======== Items
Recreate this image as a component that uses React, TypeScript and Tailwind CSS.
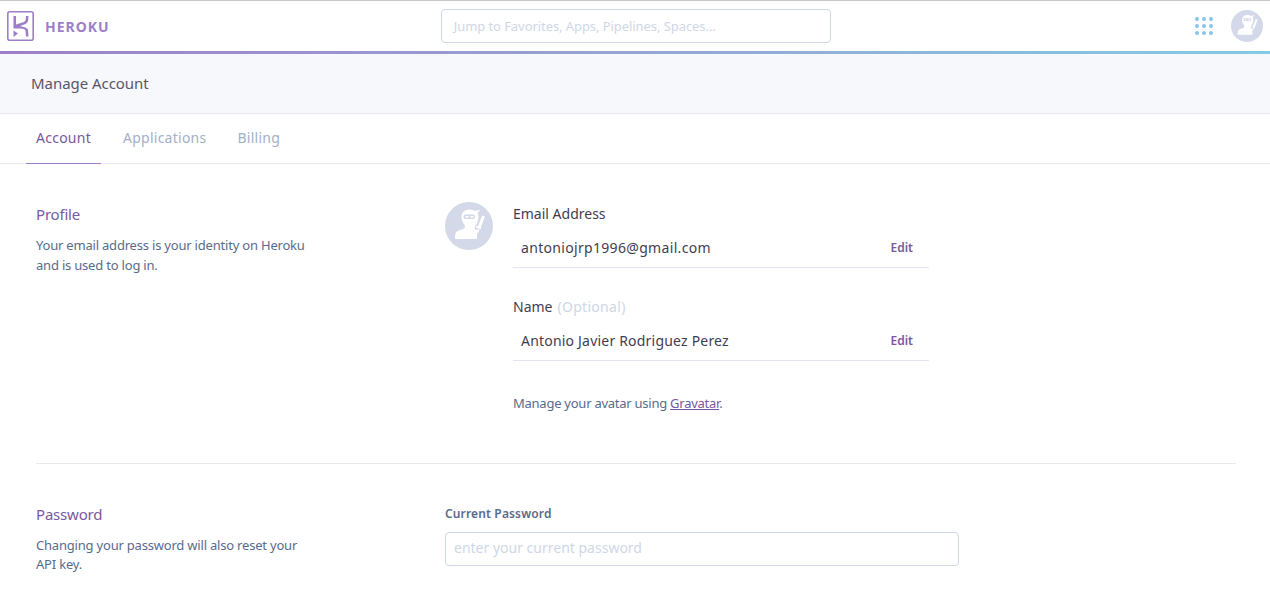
================
======== Items
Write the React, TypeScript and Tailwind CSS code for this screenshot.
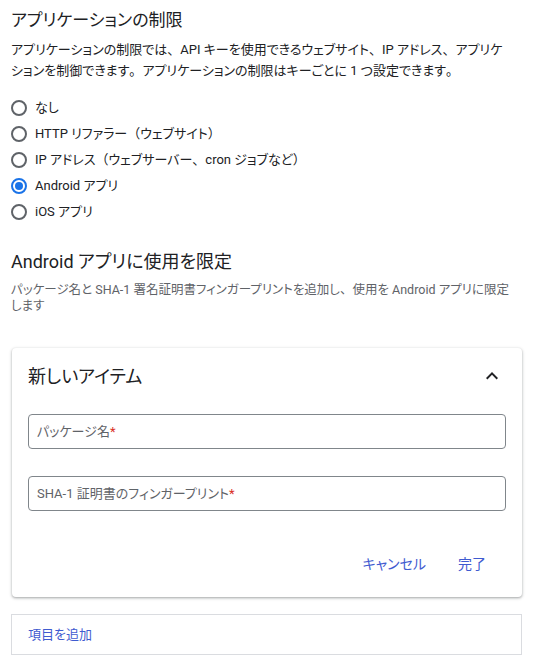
================
======== Items
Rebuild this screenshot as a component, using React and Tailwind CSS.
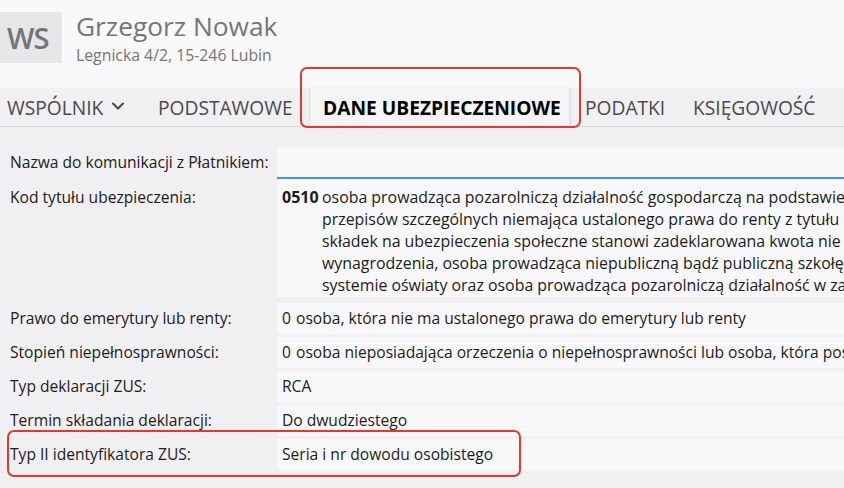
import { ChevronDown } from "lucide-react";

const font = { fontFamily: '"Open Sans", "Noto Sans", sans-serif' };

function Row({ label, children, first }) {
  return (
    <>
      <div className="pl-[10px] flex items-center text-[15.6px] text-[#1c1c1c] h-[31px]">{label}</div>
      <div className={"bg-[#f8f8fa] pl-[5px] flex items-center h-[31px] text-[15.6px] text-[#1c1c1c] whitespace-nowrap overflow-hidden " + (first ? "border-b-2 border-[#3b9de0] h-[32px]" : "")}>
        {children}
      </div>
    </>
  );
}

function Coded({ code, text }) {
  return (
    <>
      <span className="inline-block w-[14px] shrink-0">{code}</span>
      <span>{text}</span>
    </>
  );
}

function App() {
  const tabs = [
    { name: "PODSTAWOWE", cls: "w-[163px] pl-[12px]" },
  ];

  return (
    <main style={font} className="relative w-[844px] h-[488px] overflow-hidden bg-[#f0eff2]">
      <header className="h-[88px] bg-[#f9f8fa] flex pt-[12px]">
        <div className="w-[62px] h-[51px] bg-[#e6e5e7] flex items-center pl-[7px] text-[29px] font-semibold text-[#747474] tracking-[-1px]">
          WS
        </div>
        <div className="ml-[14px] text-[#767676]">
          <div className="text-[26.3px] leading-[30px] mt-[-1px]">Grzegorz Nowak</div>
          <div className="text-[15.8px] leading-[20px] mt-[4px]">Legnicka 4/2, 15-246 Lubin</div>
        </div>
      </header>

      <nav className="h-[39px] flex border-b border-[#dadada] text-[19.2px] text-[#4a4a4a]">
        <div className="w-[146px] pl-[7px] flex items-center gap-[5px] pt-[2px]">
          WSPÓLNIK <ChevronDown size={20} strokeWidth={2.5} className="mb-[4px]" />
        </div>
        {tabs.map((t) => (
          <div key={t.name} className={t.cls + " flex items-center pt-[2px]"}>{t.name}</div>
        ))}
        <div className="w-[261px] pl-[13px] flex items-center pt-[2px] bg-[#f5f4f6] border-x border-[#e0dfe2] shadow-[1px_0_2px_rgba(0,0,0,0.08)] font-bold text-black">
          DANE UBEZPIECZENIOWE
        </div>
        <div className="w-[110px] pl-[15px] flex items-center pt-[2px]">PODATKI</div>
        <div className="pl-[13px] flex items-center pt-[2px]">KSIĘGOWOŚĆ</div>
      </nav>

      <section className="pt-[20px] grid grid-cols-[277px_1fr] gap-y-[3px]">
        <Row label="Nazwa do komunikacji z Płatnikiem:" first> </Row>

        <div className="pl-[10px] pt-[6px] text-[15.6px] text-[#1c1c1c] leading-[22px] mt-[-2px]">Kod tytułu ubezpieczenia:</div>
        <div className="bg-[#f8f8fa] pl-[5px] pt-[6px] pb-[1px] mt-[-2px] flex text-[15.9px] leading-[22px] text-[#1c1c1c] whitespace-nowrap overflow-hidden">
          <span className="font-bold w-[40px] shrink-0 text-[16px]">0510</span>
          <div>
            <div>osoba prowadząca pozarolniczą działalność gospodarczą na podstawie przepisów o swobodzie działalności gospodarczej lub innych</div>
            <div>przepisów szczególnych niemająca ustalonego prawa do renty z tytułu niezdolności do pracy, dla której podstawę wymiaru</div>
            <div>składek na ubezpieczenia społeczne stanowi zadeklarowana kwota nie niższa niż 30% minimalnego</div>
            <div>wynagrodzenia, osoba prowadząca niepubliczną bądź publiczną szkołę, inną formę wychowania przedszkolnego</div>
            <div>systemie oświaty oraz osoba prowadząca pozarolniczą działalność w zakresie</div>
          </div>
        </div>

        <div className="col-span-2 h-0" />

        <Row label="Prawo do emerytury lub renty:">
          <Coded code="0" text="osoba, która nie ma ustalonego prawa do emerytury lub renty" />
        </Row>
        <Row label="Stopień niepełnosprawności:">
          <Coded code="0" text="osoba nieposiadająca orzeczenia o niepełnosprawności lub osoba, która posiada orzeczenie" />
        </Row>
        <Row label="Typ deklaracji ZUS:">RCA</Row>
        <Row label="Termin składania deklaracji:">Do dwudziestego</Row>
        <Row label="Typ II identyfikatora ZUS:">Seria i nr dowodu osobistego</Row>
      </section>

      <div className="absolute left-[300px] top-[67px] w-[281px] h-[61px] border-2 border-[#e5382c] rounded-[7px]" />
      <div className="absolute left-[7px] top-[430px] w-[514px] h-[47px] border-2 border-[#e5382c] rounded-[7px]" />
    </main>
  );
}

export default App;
================
[Task prompt] Check the data for the word "component" and pull out the lines that have it.

[Task solution]
Recreate this image as a component that uses React, TypeScript and Tailwind CSS.
Rebuild this screenshot as a component, using React and Tailwind CSS.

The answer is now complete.